The term "touch sensitive sensor" as used herein in this
application, is defined as any device that measures touches and
their characteristics, such as a touch-pad, a touch-screen, a
sliding potentiometer, a roller potentiometer, push buttons, a
tracking-ball, a dynamic ribbon, a joystick, a mouse, optical
sensor array, infrared sensors or a combination thereof. The touch
sensitive sensor may be any kind of a surface that may be used to
identify a finger touch upon the surface, either as an integrated
touch pad or as a combination of a surface and sensor(s), including
touch sensitive sensors that are operational on other devices such
as communication devices and data processing devices. The touch
sensitive sensor may measure location and pressure the touches, as
well as multiple touches. The touch sensitive sensor may comprise
any type of touch pad, as well as a multi touch trackpad, and may
further be somewhat flexible to enhance a touching feel.

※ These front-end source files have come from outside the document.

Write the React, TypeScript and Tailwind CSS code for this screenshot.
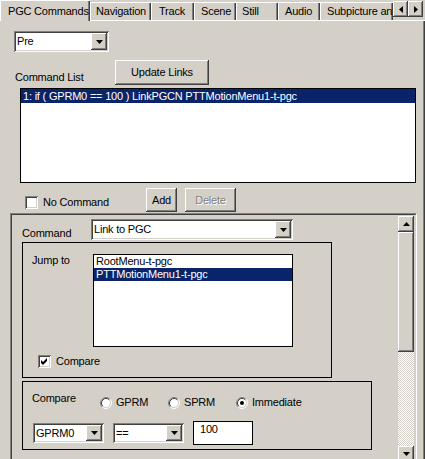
import React from "react"

const raised =
  "shadow-[inset_-1px_-1px_#404040,inset_1px_1px_#ffffff,inset_-2px_-2px_#808080,inset_2px_2px_#d4d0c8]"
const sunken =
  "shadow-[inset_1px_1px_#808080,inset_-1px_-1px_#ffffff,inset_2px_2px_#404040,inset_-2px_-2px_#d4d0c8]"

function DownArrow() {
  return (
    <svg width="7" height="4" viewBox="0 0 7 4">
      <polygon points="0,0 7,0 3.5,4" fill="#000" />
    </svg>
  )
}

function Combo({ value, className }: { value: string; className: string }) {
  return (
    <div className={`flex shrink-0 items-stretch bg-white p-[2px] ${sunken} ${className}`}>
      <div className="flex flex-1 items-center pl-[1px] leading-[13px] whitespace-nowrap">{value}</div>
      <div className={`flex w-[16px] items-center justify-center bg-[#d4d0c8] ${raised}`}>
        <DownArrow />
      </div>
    </div>
  )
}

function Button({ label, disabled, className }: { label: string; disabled?: boolean; className: string }) {
  return (
    <div className={`flex shrink-0 items-center justify-center bg-[#d4d0c8] ${raised} ${className}`}>
      <span className={disabled ? "text-[#808080] [text-shadow:1px_1px_#ffffff]" : ""}>{label}</span>
    </div>
  )
}

function Checkbox({ checked }: { checked?: boolean }) {
  return (
    <div className={`h-[13px] w-[13px] shrink-0 bg-white ${sunken}`}>
      {checked && (
        <svg width="13" height="13" viewBox="0 0 13 13">
          <path d="M3 5 L5 7 L9 3 L9 6 L5 10 L3 8 Z" fill="#000" />
        </svg>
      )}
    </div>
  )
}

function Radio({ label, checked }: { label: string; checked?: boolean }) {
  return (
    <div className="flex w-[68px] items-center">
      <svg width="12" height="12" viewBox="0 0 12 12">
        <circle cx="6" cy="6" r="4.5" fill="#fff" />
        <path d="M2.11 9.89 A5.5 5.5 0 0 1 9.89 2.11" stroke="#808080" fill="none" />
        <path d="M9.89 2.11 A5.5 5.5 0 0 1 2.11 9.89" stroke="#ffffff" fill="none" />
        <path d="M2.82 9.18 A4.5 4.5 0 0 1 9.18 2.82" stroke="#404040" fill="none" />
        <path d="M9.18 2.82 A4.5 4.5 0 0 1 2.82 9.18" stroke="#d4d0c8" fill="none" />
        {checked && <circle cx="6" cy="6" r="2" fill="#000" />}
      </svg>
      <span className="ml-[4px] leading-[13px]">{label}</span>
    </div>
  )
}

function Tab({ label, className }: { label: string; className: string }) {
  return (
    <div
      className={`mt-[2px] flex h-[18px] shrink-0 items-center overflow-hidden border-t border-l border-white pl-[5px] whitespace-nowrap shadow-[inset_-1px_0_#404040,inset_-2px_0_#808080] ${className}`}
    >
      {label}
    </div>
  )
}

export default function App() {
  return (
    <div className="h-[459px] w-[425px] overflow-hidden bg-[#d4d0c8] font-['Liberation_Sans',Arial,sans-serif] text-[11px] tracking-[-0.2px] text-black">
      {/* tab strip */}
      <div className="relative z-10 flex h-[20px]">
        <div className="flex h-[21px] w-[90px] shrink-0 items-center border-t border-l border-white bg-[#d4d0c8] pl-[7px] whitespace-nowrap shadow-[inset_-1px_0_#404040,inset_-2px_0_#808080]">
          PGC Commands
        </div>
        <Tab label="Navigation" className="w-[61px]" />
        <Tab label="Track" className="w-[43px] pl-[7px]" />
        <Tab label="Scene" className="w-[42px] pl-[6px]" />
        <Tab label="Still" className="w-[42px]" />
        <Tab label="Audio" className="w-[42px] pl-[6px]" />
        <Tab label="Subpicture an" className="w-[73px] pl-[6px]" />
        <div className="mt-[1px] flex">
          <div className={`flex h-[16px] w-[15px] items-center justify-center ${raised}`}>
            <svg width="4" height="7" viewBox="0 0 4 7">
              <polygon points="4,0 4,7 0,3.5" fill="#000" />
            </svg>
          </div>
          <div className={`flex h-[16px] w-[15px] items-center justify-center ${raised}`}>
            <svg width="4" height="7" viewBox="0 0 4 7">
              <polygon points="0,0 0,7 4,3.5" fill="#000" />
            </svg>
          </div>
        </div>
      </div>

      {/* tab page */}
      <div className="h-[439px] w-[425px] overflow-hidden border-t border-white pt-[10px] shadow-[inset_-1px_0_#404040,inset_-2px_0_#808080]">
        <Combo value="Pre" className="ml-[14px] h-[21px] w-[95px]" />

        <div className="mt-[8px] flex items-end">
          <span className="mb-[1px] ml-[15px] w-[100px] leading-[13px] whitespace-nowrap">Command List</span>
          <Button label="Update Links" className="h-[25px] w-[94px]" />
        </div>

        <div className="mt-[3px] ml-[20px] h-[95px] w-[396px] border border-black bg-white">
          <div className="h-[14px] bg-[#0a246a] pl-[2px] leading-[14px] whitespace-nowrap text-white">
            1: if ( GPRM0 == 100 ) LinkPGCN PTTMotionMenu1-t-pgc
          </div>
        </div>

        <div className="mt-[5px] flex items-start">
          <div className="mt-[8px] ml-[25px] flex w-[121px] shrink-0 items-center">
            <Checkbox />
            <span className="ml-[5px] leading-[13px] whitespace-nowrap">No Command</span>
          </div>
          <Button label="Add" className="h-[24px] w-[31px]" />
          <Button label="Delete" disabled className="ml-[8px] h-[24px] w-[51px]" />
        </div>

        {/* scrolling command editor */}
        <div className="mt-[1px] ml-[10px] h-[260px] w-[407px] border border-t-[#808080] border-r-white border-b-white border-l-[#808080]">
          <div className="flex h-full border border-t-[#404040] border-r-[#d4d0c8] border-b-[#d4d0c8] border-l-[#404040]">
            <div className="min-w-0 flex-1">
              <div className="mt-[4px] flex items-end">
                <span className="ml-[10px] w-[69px] shrink-0 leading-[13px]">Command</span>
                <Combo value="Link to PGC" className="h-[21px] w-[202px]" />
              </div>

              <div className="mt-[2px] ml-[10px] h-[136px] w-[310px] border border-black">
                <div className="mt-[11px] flex items-start">
                  <span className="ml-[9px] w-[61px] shrink-0 leading-[13px] whitespace-nowrap">Jump to</span>
                  <div className="h-[93px] w-[200px] shrink-0 border border-black bg-white">
                    <div className="h-[13px] pl-[2px] leading-[13px]">RootMenu-t-pgc</div>
                    <div className="h-[13px] bg-[#0a246a] pl-[2px] leading-[13px] text-white">PTTMotionMenu1-t-pgc</div>
                  </div>
                </div>
                <div className="mt-[8px] ml-[15px] flex items-center">
                  <Checkbox checked />
                  <span className="ml-[5px] leading-[13px]">Compare</span>
                </div>
              </div>

              <div className="mt-[3px] ml-[10px] h-[69px] w-[350px] border border-black">
                <div className="mt-[10px] flex items-start">
                  <span className="ml-[9px] w-[68px] shrink-0 leading-[13px]">Compare</span>
                  <div className="mt-[4px] flex">
                    <Radio label="GPRM" />
                    <Radio label="SPRM" />
                    <Radio label="Immediate" checked />
                  </div>
                </div>
                <div className="mt-[12px] flex items-start">
                  <Combo value="GPRM0" className="mt-[2px] ml-[10px] h-[20px] w-[71px]" />
                  <Combo value="==" className="mt-[2px] ml-[9px] h-[20px] w-[71px]" />
                  <div className="ml-[9px] h-[24px] w-[60px] shrink-0 border border-black bg-white pt-[1px] pl-[6px] leading-[13px]">
                    100
                  </div>
                </div>
              </div>
            </div>

            {/* vertical scrollbar */}
            <div className="mt-[1px] mr-[1px] flex w-[16px] shrink-0 flex-col">
              <div className={`flex h-[16px] shrink-0 items-center justify-center bg-[#d4d0c8] ${raised}`}>
                <svg width="7" height="4" viewBox="0 0 7 4">
                  <polygon points="0,4 7,4 3.5,0" fill="#000" />
                </svg>
              </div>
              <div className={`h-[120px] shrink-0 bg-[#d4d0c8] ${raised}`} />
              <div className="h-[94px] shrink-0 bg-[repeating-conic-gradient(#ffffff_0_25%,#d4d0c8_0_50%)] bg-[length:2px_2px]" />
              <div className={`flex h-[16px] shrink-0 items-center justify-center bg-[#d4d0c8] ${raised}`}>
                <DownArrow />
              </div>
            </div>
          </div>
        </div>
      </div>
    </div>
  )
}
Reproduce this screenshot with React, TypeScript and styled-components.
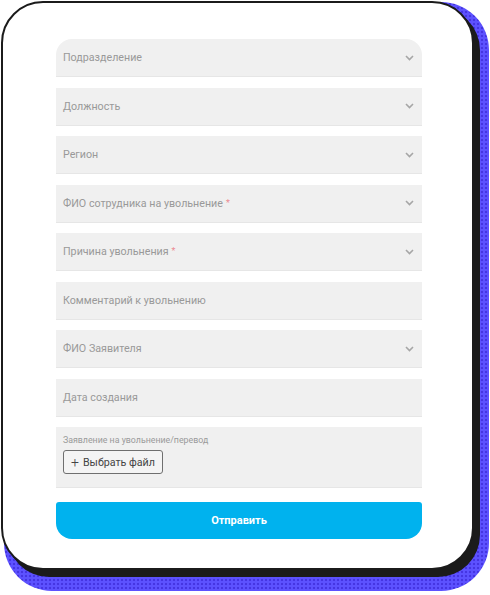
import React from 'react'
import styled, { createGlobalStyle } from 'styled-components'

const GlobalStyle = createGlobalStyle`
  html, body {
    margin: 0;
    padding: 0;
    background: #ffffff;
  }
  body {
    font-family: Roboto, 'Noto Sans', 'Liberation Sans', sans-serif;
  }
`

const Page = styled.main`
  position: relative;
  z-index: 0;
  padding: 1px 0 0 1px;
  width: 490px;
  height: 595px;
  box-sizing: border-box;
  overflow: hidden;
`

const Card = styled.section`
  position: relative;
  width: 473px;
  height: 569px;
  box-sizing: border-box;
  background: #ffffff;
  border: 2px solid #1b1b1b;
  border-radius: 42px;
  box-shadow: 6px 7px 0 #1b1b1b;
  padding: 36px 0 0 53px;

  &::before {
    content: '';
    position: absolute;
    top: -1px;
    left: 1px;
    right: -17px;
    bottom: -23px;
    z-index: -1;
    border-radius: 48px;
    background-color: #5d52ff;
    background-image: radial-gradient(circle, #4535e2 1px, transparent 1.6px);
    background-size: 4px 4px;
  }
`

const Form = styled.form`
  width: 366px;
  display: flex;
  flex-direction: column;
  gap: 10.5px;
`

const Field = styled.div<{ $first?: boolean }>`
  height: 38px;
  box-sizing: border-box;
  display: flex;
  align-items: center;
  justify-content: space-between;
  padding: 0 8px 0 7px;
  background: #f0f0f0;
  border-bottom: 1px solid #e6e6e6;
  border-radius: ${(p) => (p.$first ? '16px 16px 0 0' : '0')};
  font-size: 10.7px;
  color: #999999;
`

const Required = styled.span`
  color: #ec8a92;
  margin-left: 3px;
  font-size: 9px;
  vertical-align: 1px;
`

const Chevron = styled.svg`
  width: 9px;
  height: 6px;
  flex-shrink: 0;
`

const FileField = styled.div`
  height: 61px;
  box-sizing: border-box;
  background: #f0f0f0;
  border-bottom: 1px solid #e6e6e6;
  padding: 8px 7px 0 7px;
  display: flex;
  flex-direction: column;
  align-items: flex-start;
  gap: 5px;
`

const FileLabel = styled.div`
  font-size: 8.8px;
  color: #9a9a9a;
`

const FileButton = styled.button`
  height: 24px;
  padding: 0 7px;
  display: flex;
  align-items: center;
  gap: 4px;
  background: #f4f4f4;
  border: 1px solid #6f6f6f;
  border-radius: 3px;
  font-family: inherit;
  font-size: 10.7px;
  color: #444444;
`

const Plus = styled.span`
  font-size: 14px;
  line-height: 1;
  font-weight: 300;
`

const Submit = styled.button`
  margin-top: 3.5px;
  height: 37px;
  border: none;
  border-radius: 3px 3px 16px 16px;
  background: #00b2ee;
  color: #ffffff;
  font-family: inherit;
  font-size: 11px;
  font-weight: 700;
`

const fields: { label: string; select: boolean; required?: boolean }[] = [
  { label: 'Подразделение', select: true },
  { label: 'Должность', select: true },
  { label: 'Регион', select: true },
  { label: 'ФИО сотрудника на увольнение', select: true, required: true },
  { label: 'Причина увольнения', select: true, required: true },
  { label: 'Комментарий к увольнению', select: false },
  { label: 'ФИО Заявителя', select: true },
  { label: 'Дата создания', select: false },
]

const ChevronIcon = () => (
  <Chevron viewBox="0 0 9 6">
    <polyline points="1,1 4.5,4.5 8,1" fill="none" stroke="#a6a6a6" strokeWidth="1.6" />
  </Chevron>
)

export default function App() {
  return (
    <Page>
      <GlobalStyle />
      <Card>
        <Form onSubmit={(e) => e.preventDefault()}>
          {fields.map((f, i) => (
            <Field key={f.label} $first={i === 0}>
              <span>
                {f.label}
                {f.required && <Required>*</Required>}
              </span>
              {f.select && <ChevronIcon />}
            </Field>
          ))}
          <FileField>
            <FileLabel>Заявление на увольнение/перевод</FileLabel>
            <FileButton type="button">
              <Plus>+</Plus>
              Выбрать файл
            </FileButton>
          </FileField>
          <Submit type="submit">Отправить</Submit>
        </Form>
      </Card>
    </Page>
  )
}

One of the reason different instruments sound differently is the
way they produce sound. Similar notes played by different
instruments have a similar basic frequency yet differ in their
timbre due to various sound parameters such as the composition of
harmonies in the sound, spectrum width and ADSR parameters such as
the sound envelope. A sound may be defined in respect to time and
frequency and be characterized by relative amplitudes of each of
the included frequencies over time.
The attack and decay of the sound influence the instrument's
character. Sound production is characterized by the ADSR (Attack
Decay Sustain Release) envelope that defines the way sound is
produced. Attack time is the time taken for initial run-up of level
from nil to peak. Decay time is the time taken for the subsequent
run down from the attack level to the designated sustain level.
Sustain level is the amplitude of the sound during the main
sequence of its duration. Release time is the time taken for the
sound to decay from the sustain level to zero after the key is
released.
Embodiments of the current invention comprise a system and method
of changing any of the sound characteristics (e.g. ADSR and ASDSR
sound envelopes, frequency range and intensity) of the guitar sound
using a touch sensitive sensor.
The system allow the player to generate sound by touching or
tapping touch sensitive sensor 110 without picking the strings.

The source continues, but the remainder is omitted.